Emphasizing this legal flaw, the Court observed: "The State of Punjab was empowered to notify a rule linking the availing of input tax credit to the date of sale or use only from April 1, 2014. Rule 21(8), which echoes this amendment, came into effect on January 25, 2014, when there was no statutory authority enabling such a restriction."

The Court relied on its earlier rulings in Eicher Motors Ltd. v. Union of India (1999) and Jayam & Co. v. Assistant Commissioner (2016), reaffirming the principle that ITC already earned by a dealer cannot be retrospectively diminished.

"A right accrued to the dealer when tax was paid on raw materials at the time of purchase. Any attempt to reduce ITC after the fact, without legislative authority, violates fundamental tax principles. Rule 21(8) unlawfully sought to do this before April 1, 2014."

The Court clarified that taxpayers who had paid VAT at a higher rate before February 1, 2014, were entitled to claim full ITC at that rate. Any rule that retroactively limited ITC would unfairly burden businesses.

The Supreme Court recognized that limiting ITC retrospectively would lead to financial losses for businesses, disrupt tax neutrality, and create uncertainty in tax administration.

Noting the adverse economic consequences, the Court observed: "The taxable person who purchased raw materials at a higher rate of tax and kept them in stock would suffer an unjustified loss if their entitlement to ITC was diminished due to a subsequent tax rate reduction. The law does not permit such unfair deprivation of rights."

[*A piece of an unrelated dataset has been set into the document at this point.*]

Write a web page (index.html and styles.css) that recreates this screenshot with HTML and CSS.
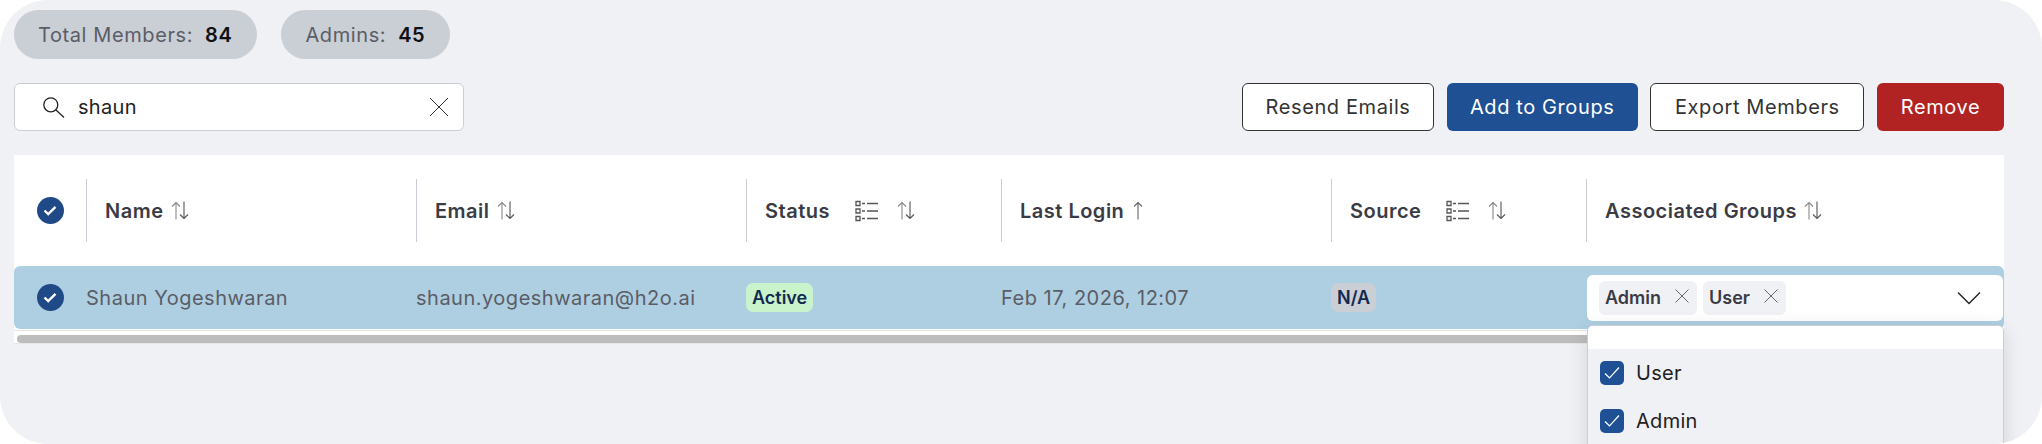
FILE: index.html
```html
<!DOCTYPE html>
<html>
<head>
    <meta charset="UTF-8">
    <title>Members</title>
    <link rel="stylesheet" href="styles.css">
</head>
<body>
    <div class="page">
        <!-- Counts -->
        <div class="stats">
            <div class="stat">Total Members: <b>84</b></div>
            <div class="stat">Admins: <b>45</b></div>
        </div>

        <!-- Search and actions -->
        <div class="toolbar">
            <div class="search">
                <svg class="search-icon" width="22" height="21" viewBox="0 0 22 21" fill="none" stroke="#222" stroke-width="1.3"><circle cx="7.8" cy="7.8" r="7"/><path d="M12.8 12.8 L21 20.5"/></svg>
                <span class="search-text">shaun</span>
                <svg width="20" height="20" viewBox="0 0 20 20" fill="none" stroke="#333" stroke-width="1"><path d="M1 1 L19 19 M19 1 L1 19"/></svg>
            </div>
            <div class="actions">
                <a class="btn btn-outline btn-resend">Resend Emails</a>
                <a class="btn btn-blue btn-add">Add to Groups</a>
                <a class="btn btn-outline btn-export">Export Members</a>
                <a class="btn btn-red btn-remove">Remove</a>
            </div>
        </div>

        <!-- Table -->
        <div class="table">
            <div class="head">
                <div class="cell check-cell">
                    <span class="round-check"><svg width="14" height="11" viewBox="0 0 14 11" fill="none" stroke="#fff" stroke-width="2.4"><path d="M1.5 5.5 L5.2 9 L12.5 1.8"/></svg></span>
                </div>
                <div class="cell head-cell">Name <svg class="sort" width="18" height="19" viewBox="0 0 18 19" fill="none" stroke-width="1.1"><path stroke="#888" d="M5 18.5 V1.5 M1 5.5 L5 1.5 L9 5.5"/><path stroke="#555" d="M13 0.5 V17.5 M9 13.5 L13 17.5 L17 13.5"/></svg></div>
                <div class="cell head-cell">Email <svg class="sort" width="18" height="19" viewBox="0 0 18 19" fill="none" stroke-width="1.1"><path stroke="#888" d="M5 18.5 V1.5 M1 5.5 L5 1.5 L9 5.5"/><path stroke="#555" d="M13 0.5 V17.5 M9 13.5 L13 17.5 L17 13.5"/></svg></div>
                <div class="cell head-cell">Status
                    <svg class="filter" width="24" height="22" viewBox="0 0 24 22" fill="none" stroke="#555" stroke-width="1.3"><path d="M1 1.5 H5 V5.5 H1 Z M1 9 H5 V13 H1 Z M1 16.5 H5 V20.5 H1 Z M7 3.5 H10 M12 3.5 H23 M7 11 H10 M12 11 H23 M7 18.5 H10 M12 18.5 H23"/></svg>
                    <svg class="sort sort-far" width="18" height="19" viewBox="0 0 18 19" fill="none" stroke-width="1.1"><path stroke="#888" d="M5 18.5 V1.5 M1 5.5 L5 1.5 L9 5.5"/><path stroke="#555" d="M13 0.5 V17.5 M9 13.5 L13 17.5 L17 13.5"/></svg>
                </div>
                <div class="cell head-cell">Last Login <svg class="sort sort-single" width="10" height="19" viewBox="0 0 10 19" fill="none" stroke="#666" stroke-width="1.1"><path d="M5 18.5 V1.5 M1 5.5 L5 1.5 L9 5.5"/></svg></div>
                <div class="cell head-cell">Source
                    <svg class="filter" width="24" height="22" viewBox="0 0 24 22" fill="none" stroke="#555" stroke-width="1.3"><path d="M1 1.5 H5 V5.5 H1 Z M1 9 H5 V13 H1 Z M1 16.5 H5 V20.5 H1 Z M7 3.5 H10 M12 3.5 H23 M7 11 H10 M12 11 H23 M7 18.5 H10 M12 18.5 H23"/></svg>
                    <svg class="sort sort-far" width="18" height="19" viewBox="0 0 18 19" fill="none" stroke-width="1.1"><path stroke="#888" d="M5 18.5 V1.5 M1 5.5 L5 1.5 L9 5.5"/><path stroke="#555" d="M13 0.5 V17.5 M9 13.5 L13 17.5 L17 13.5"/></svg>
                </div>
                <div class="cell head-cell">Associated Groups <svg class="sort" width="18" height="19" viewBox="0 0 18 19" fill="none" stroke-width="1.1"><path stroke="#888" d="M5 18.5 V1.5 M1 5.5 L5 1.5 L9 5.5"/><path stroke="#555" d="M13 0.5 V17.5 M9 13.5 L13 17.5 L17 13.5"/></svg></div>
            </div>
            <div class="row">
                <div class="cell check-cell">
                    <span class="round-check"><svg width="14" height="11" viewBox="0 0 14 11" fill="none" stroke="#fff" stroke-width="2.4"><path d="M1.5 5.5 L5.2 9 L12.5 1.8"/></svg></span>
                </div>
                <div class="cell">Shaun Yogeshwaran</div>
                <div class="cell">shaun.yogeshwaran@h2o.ai</div>
                <div class="cell badge-cell"><span class="badge badge-green">Active</span></div>
                <div class="cell">Feb 17, 2026, 12:07</div>
                <div class="cell badge-cell"><span class="badge badge-gray">N/A</span></div>
                <div class="cell groups-cell">
                    <div class="select">
                        <span class="tag">Admin <svg width="14" height="14" viewBox="0 0 14 14" fill="none" stroke="#666" stroke-width="1"><path d="M0.5 0.5 L13.5 13.5 M13.5 0.5 L0.5 13.5"/></svg></span>
                        <span class="tag">User <svg width="14" height="14" viewBox="0 0 14 14" fill="none" stroke="#666" stroke-width="1"><path d="M0.5 0.5 L13.5 13.5 M13.5 0.5 L0.5 13.5"/></svg></span>
                        <svg class="chevron" width="24" height="14" viewBox="0 0 24 14" fill="none" stroke="#222" stroke-width="1.4"><path d="M1 1.5 L12 12.5 L23 1.5"/></svg>
                    </div>
                    <div class="dropdown">
                        <div class="dropdown-search"></div>
                        <div class="dropdown-list">
                            <div class="option"><span class="box"><svg width="16" height="14" viewBox="0 0 16 14" fill="none" stroke="#fff" stroke-width="1.2"><path d="M1 7.5 L5.5 12 L15 1.5"/></svg></span>User</div>
                            <div class="option"><span class="box"><svg width="16" height="14" viewBox="0 0 16 14" fill="none" stroke="#fff" stroke-width="1.2"><path d="M1 7.5 L5.5 12 L15 1.5"/></svg></span>Admin</div>
                        </div>
                    </div>
                </div>
            </div>
            <div class="scrollbar"><div class="thumb"></div></div>
        </div>
    </div>
</body>
</html>
```

FILE: styles.css
```css
body {
    margin: 0;
    padding: 0;
    background-color: #fff;
    font-family: Inter, Arial, sans-serif;
    letter-spacing: 0.5px;
    overflow: hidden;
}

.page {
    height: 444px;
    box-sizing: border-box;
    padding: 10px 38px 0 14px;
    background-color: #f0f1f5;
    border-radius: 48px;
    overflow: hidden;
}

.stats {
    display: flex;
    gap: 24px;
}

.stat {
    height: 49px;
    padding: 0 25px 0 24px;
    display: flex;
    align-items: center;
    gap: 12px;
    background-color: #caced5;
    border-radius: 25px;
    color: #5b5d66;
    font-size: 20px;
    letter-spacing: 0.6px;
}

.stat b {
    color: #111;
    font-weight: 600;
}

.toolbar {
    display: flex;
    justify-content: space-between;
    margin-top: 24px;
}

.search {
    width: 450px;
    height: 48px;
    box-sizing: border-box;
    display: flex;
    align-items: center;
    padding: 0 14px 0 28px;
    background-color: #fff;
    border: 1px solid #c9ced6;
    border-radius: 6px;
    font-size: 20px;
    color: #222;
}

.search-text {
    flex: 1;
    margin-left: 13px;
    letter-spacing: 0.3px;
}

.actions {
    display: flex;
    gap: 12.67px;
}

.btn {
    height: 48px;
    box-sizing: border-box;
    display: flex;
    align-items: center;
    justify-content: center;
    border-radius: 6px;
    font-size: 20px;
    letter-spacing: 0.6px;
    color: #fff;
}

.btn-outline {
    background-color: #fff;
    border: 1px solid #333;
    color: #333;
}

.btn-blue {
    background-color: #1f5093;
}

.btn-red {
    background-color: #b12222;
}

.btn-resend { width: 192px; }
.btn-add { width: 191px; }
.btn-export { width: 214px; }
.btn-remove { width: 127px; }

.table {
    margin-top: 24px;
    background-color: #fff;
}

.head, .row {
    display: grid;
    grid-template-columns: 72px 330px 330px 255px 330px 255px 418px;
}

.head {
    height: 111px;
    padding-top: 24px;
    box-sizing: border-box;
    align-items: start;
}

.row {
    height: 63px;
    background-color: #aecfe2;
    border-radius: 6px;
    color: #5b5d66;
    font-size: 20px;
}

.cell {
    display: flex;
    align-items: center;
    min-width: 0;
    height: 63px;
    white-space: nowrap;
}

.head-cell {
    padding-left: 18px;
    border-left: 1px solid #c9ced6;
    color: #3a3b44;
    font-size: 20px;
    font-weight: 600;
}

.check-cell {
    justify-content: center;
}

.round-check {
    width: 27px;
    height: 27px;
    display: flex;
    align-items: center;
    justify-content: center;
    background-color: #1f4a87;
    border-radius: 50%;
}

.sort {
    margin-left: 7px;
}

.sort-single {
    margin-left: 9px;
}

.filter {
    margin-left: 25px;
}

.sort-far {
    margin-left: 18px;
}

.badge {
    padding: 4px 6px;
    border-radius: 7px;
    color: #12294f;
    font-size: 18px;
    font-weight: 600;
    letter-spacing: 0;
}

.badge-green {
    background-color: #c9f3cb;
}

.badge-gray {
    background-color: #caced5;
}

.groups-cell {
    position: relative;
}

.select {
    width: 416px;
    height: 46px;
    margin-left: 1px;
    box-sizing: border-box;
    display: flex;
    align-items: center;
    gap: 6px;
    padding: 0 22px 0 12px;
    background-color: #fff;
    border-radius: 6px;
}

.tag {
    height: 34px;
    display: flex;
    align-items: center;
    gap: 14px;
    padding: 0 8px 0 6px;
    background-color: #f0f1f5;
    border-radius: 6px;
    color: #3a3b44;
    font-size: 18px;
    font-weight: 600;
    letter-spacing: 0;
}

.tag svg {
    margin-bottom: 4px;
}

.chevron {
    margin-left: auto;
}

.dropdown {
    position: absolute;
    left: 1px;
    top: 59px;
    width: 417px;
    box-sizing: border-box;
    background-color: #f0f1f5;
    border: 1px solid #c9ced6;
    border-radius: 6px;
    box-shadow: 0 4px 20px rgba(0, 0, 0, 0.12);
    overflow: hidden;
}

.dropdown-search {
    height: 23px;
    background-color: #fff;
}

.dropdown-list {
    padding: 0 12px 20px;
}

.option {
    height: 48px;
    display: flex;
    align-items: center;
    gap: 12px;
    color: #222;
    font-size: 20px;
    letter-spacing: 0.3px;
}

.box {
    width: 24px;
    height: 24px;
    display: flex;
    align-items: center;
    justify-content: center;
    background-color: #1f5093;
    border-radius: 5px;
}

.scrollbar {
    height: 14px;
    margin-top: 1px;
    padding: 4px 3px 0;
    box-sizing: border-box;
    background-color: #fff;
    border-top: 1px solid #e6e6e6;
    border-bottom: 1px solid #e6e6e6;
}

.thumb {
    height: 8px;
    background-color: #bdbdbd;
    border-radius: 4px;
}
```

The Supreme Court’s ruling is a landmark judgment in tax law, reaffirming that statutory authority is necessary before imposing financial liabilities or limiting tax credits. By holding that Rule 21(8) was invalid before April 1, 2014, the Court has ensured taxpayer rights are protected from arbitrary reductions in ITC.

As Justice Bhuyan summarized: "The benefit of input tax credit is traceable to the statute. If it is to be reduced, which will have adverse civil consequences, it must have the requisite statutory sanction. That sanction came only on April 1, 2014. Therefore, the High Court was justified in holding that Rule 21(8) was inapplicable before that date."